* Instructions for the task
Pictures in the data should be dropped; transcribe exactly the lines from the one that has "Clone this screenshot" through the one that has "string; depart: Stop;".

— BEGIN —

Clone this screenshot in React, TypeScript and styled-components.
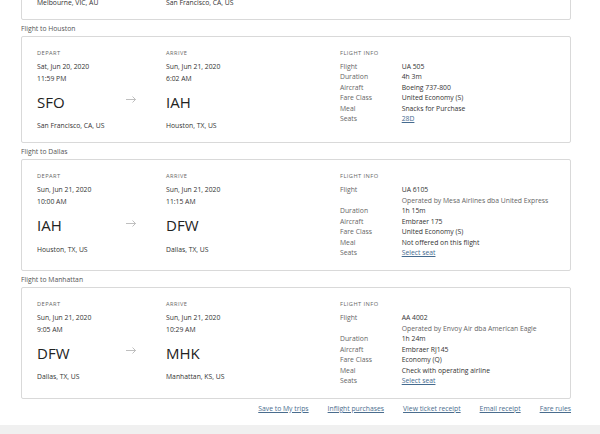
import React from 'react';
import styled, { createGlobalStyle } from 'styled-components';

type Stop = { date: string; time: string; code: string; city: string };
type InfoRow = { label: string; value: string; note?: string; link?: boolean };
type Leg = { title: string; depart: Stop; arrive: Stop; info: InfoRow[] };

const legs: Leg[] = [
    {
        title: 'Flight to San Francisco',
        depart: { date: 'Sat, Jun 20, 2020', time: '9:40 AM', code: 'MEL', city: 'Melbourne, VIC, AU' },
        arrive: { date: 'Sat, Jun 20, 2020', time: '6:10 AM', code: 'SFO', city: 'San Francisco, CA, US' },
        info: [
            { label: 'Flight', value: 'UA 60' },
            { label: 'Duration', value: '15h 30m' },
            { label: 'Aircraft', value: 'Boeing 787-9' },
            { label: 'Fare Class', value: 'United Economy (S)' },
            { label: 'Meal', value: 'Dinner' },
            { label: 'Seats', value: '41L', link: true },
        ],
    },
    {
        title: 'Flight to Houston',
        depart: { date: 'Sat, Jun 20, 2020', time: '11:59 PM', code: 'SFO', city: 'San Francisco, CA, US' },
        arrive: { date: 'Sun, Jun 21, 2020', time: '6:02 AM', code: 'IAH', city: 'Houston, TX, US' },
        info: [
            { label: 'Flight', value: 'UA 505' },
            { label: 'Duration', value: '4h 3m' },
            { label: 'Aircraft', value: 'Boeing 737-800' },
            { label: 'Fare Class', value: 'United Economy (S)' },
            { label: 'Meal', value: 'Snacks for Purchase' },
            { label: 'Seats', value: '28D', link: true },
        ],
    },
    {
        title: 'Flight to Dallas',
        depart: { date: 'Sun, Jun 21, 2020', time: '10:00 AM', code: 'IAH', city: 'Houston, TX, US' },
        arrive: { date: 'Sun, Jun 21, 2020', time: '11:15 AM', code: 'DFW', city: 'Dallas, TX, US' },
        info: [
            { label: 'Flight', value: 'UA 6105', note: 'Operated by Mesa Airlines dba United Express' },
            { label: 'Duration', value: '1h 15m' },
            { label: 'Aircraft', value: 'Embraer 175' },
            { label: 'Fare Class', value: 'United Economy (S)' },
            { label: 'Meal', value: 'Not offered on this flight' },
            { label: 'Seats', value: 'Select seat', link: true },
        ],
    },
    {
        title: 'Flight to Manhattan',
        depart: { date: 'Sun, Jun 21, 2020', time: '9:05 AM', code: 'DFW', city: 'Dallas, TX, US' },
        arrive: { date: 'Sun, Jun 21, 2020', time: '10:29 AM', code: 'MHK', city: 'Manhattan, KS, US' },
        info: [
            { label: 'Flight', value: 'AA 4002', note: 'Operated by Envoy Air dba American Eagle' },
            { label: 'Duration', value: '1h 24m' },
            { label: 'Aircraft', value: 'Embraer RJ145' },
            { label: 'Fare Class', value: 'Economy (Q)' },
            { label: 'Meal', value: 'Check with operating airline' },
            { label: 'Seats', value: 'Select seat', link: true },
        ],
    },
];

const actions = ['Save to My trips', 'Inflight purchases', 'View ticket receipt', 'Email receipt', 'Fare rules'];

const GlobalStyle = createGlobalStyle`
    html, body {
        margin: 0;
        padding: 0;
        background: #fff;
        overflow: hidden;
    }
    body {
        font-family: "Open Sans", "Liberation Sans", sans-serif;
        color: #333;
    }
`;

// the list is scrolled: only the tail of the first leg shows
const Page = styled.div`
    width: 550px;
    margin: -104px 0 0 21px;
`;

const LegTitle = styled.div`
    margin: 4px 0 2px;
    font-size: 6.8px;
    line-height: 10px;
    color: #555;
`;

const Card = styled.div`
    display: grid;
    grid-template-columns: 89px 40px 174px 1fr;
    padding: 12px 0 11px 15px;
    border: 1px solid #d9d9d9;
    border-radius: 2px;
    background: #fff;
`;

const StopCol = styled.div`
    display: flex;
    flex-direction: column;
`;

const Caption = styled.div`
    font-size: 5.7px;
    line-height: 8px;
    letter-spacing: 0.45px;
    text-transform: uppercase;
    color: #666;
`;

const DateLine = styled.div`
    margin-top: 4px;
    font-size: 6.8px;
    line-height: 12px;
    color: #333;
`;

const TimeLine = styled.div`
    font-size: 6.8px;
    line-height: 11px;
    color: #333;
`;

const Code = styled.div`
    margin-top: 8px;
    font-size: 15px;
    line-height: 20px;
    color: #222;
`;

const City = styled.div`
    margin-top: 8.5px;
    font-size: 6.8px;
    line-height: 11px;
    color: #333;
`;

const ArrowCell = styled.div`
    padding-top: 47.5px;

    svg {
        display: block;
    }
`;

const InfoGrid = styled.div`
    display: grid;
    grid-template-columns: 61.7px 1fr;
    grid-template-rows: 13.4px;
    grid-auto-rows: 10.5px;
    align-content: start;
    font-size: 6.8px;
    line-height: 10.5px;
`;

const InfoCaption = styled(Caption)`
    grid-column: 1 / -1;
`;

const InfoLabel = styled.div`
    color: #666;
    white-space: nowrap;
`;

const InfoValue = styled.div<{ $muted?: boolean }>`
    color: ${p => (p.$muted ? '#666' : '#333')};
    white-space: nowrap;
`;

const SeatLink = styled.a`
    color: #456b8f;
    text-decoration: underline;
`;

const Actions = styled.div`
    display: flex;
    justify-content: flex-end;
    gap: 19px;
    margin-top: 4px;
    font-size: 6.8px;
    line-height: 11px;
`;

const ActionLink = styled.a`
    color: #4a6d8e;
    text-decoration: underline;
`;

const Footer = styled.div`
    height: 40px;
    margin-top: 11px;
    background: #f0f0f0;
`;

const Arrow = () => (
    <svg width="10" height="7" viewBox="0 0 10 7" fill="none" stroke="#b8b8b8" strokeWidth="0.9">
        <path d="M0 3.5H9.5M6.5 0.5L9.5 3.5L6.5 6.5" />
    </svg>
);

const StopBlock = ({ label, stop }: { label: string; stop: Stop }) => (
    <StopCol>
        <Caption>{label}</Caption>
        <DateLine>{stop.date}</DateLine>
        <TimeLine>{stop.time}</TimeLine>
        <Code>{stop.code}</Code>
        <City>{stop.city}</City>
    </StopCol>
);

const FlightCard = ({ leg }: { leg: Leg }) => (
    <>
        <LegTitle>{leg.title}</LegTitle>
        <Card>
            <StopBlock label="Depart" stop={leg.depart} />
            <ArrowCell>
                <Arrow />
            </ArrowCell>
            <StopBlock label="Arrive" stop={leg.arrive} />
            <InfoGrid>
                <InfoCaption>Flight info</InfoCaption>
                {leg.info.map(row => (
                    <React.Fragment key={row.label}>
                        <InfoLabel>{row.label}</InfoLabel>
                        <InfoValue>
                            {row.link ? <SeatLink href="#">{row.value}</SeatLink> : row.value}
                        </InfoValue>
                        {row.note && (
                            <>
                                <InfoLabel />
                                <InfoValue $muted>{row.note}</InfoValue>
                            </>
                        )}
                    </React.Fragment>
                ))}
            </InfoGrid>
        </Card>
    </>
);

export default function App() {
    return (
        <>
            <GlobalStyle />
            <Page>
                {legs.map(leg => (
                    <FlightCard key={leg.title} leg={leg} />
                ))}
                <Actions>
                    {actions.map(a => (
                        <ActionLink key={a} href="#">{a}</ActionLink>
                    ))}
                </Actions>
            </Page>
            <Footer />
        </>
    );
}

— END —
— BEGIN —

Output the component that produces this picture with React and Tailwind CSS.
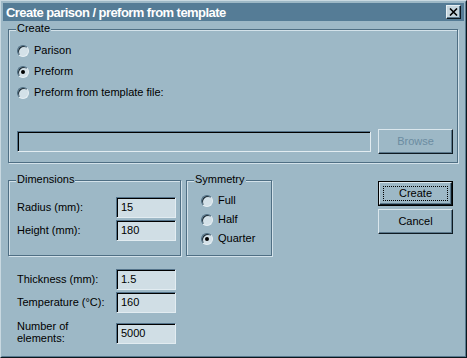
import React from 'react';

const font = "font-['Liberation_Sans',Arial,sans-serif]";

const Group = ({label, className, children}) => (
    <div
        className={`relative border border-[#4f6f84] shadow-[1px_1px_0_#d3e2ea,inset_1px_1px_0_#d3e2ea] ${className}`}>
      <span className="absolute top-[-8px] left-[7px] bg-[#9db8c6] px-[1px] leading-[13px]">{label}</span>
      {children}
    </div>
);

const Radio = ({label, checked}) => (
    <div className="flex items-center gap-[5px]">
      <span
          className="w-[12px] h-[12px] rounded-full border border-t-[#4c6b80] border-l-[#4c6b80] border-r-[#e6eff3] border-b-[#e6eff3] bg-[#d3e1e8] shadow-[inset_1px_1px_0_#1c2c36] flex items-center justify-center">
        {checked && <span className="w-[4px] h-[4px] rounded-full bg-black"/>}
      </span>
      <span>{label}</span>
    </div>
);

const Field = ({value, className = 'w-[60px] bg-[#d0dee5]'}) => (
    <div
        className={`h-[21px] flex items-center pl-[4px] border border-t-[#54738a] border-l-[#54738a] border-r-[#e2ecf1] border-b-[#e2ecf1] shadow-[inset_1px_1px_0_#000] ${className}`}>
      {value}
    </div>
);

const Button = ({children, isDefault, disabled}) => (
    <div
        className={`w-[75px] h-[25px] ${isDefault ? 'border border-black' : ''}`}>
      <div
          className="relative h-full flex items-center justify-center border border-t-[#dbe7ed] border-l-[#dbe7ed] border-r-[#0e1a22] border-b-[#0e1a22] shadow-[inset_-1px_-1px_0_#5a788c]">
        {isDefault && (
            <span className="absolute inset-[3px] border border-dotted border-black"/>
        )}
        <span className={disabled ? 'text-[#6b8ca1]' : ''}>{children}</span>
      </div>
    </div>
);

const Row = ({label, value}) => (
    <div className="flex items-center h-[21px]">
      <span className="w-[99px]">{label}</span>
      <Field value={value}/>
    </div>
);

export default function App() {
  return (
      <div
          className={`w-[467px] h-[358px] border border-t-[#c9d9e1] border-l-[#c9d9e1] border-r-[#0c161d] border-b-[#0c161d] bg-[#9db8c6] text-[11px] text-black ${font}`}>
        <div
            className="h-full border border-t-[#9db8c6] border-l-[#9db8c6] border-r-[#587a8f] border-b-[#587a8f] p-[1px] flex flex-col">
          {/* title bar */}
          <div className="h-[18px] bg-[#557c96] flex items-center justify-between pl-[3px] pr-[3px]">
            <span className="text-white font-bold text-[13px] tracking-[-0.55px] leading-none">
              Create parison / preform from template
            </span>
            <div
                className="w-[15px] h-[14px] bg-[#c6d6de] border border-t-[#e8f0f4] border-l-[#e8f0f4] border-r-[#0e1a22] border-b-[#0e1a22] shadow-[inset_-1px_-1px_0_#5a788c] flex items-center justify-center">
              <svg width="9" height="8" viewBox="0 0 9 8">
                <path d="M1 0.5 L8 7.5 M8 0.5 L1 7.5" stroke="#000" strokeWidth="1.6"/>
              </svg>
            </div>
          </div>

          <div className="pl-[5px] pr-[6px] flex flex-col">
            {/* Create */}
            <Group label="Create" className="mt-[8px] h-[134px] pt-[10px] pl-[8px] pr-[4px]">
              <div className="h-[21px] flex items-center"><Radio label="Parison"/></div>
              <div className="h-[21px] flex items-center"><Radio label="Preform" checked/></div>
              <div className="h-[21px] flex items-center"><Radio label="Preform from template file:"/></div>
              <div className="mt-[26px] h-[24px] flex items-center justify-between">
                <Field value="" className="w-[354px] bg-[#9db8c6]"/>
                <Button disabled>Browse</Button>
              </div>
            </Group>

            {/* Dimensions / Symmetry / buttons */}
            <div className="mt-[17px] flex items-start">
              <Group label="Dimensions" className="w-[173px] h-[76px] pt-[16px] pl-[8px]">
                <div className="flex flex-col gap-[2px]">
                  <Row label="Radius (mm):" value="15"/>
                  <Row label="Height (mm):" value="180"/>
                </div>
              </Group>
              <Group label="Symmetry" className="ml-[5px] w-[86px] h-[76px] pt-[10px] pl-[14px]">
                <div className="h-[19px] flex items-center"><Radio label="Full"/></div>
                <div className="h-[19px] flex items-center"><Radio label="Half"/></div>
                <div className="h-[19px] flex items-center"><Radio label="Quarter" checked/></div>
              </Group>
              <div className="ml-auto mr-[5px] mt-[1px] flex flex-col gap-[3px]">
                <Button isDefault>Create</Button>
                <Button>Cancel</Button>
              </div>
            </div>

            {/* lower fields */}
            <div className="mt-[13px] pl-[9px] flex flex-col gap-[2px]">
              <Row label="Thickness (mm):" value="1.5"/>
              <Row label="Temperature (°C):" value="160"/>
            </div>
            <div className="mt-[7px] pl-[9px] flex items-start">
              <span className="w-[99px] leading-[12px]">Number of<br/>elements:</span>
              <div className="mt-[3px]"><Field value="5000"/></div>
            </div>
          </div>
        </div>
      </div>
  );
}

— END —

* Written answer
Clone this screenshot in React, TypeScript and styled-components.
import React from 'react';
import styled, { createGlobalStyle } from 'styled-components';

type Stop = { date: string; time: string; code: string; city: string };
type InfoRow = { label: string; value: string; note?: string; link?: boolean };
type Leg = { title: string; depart: Stop; arrive: Stop; info: InfoRow[] };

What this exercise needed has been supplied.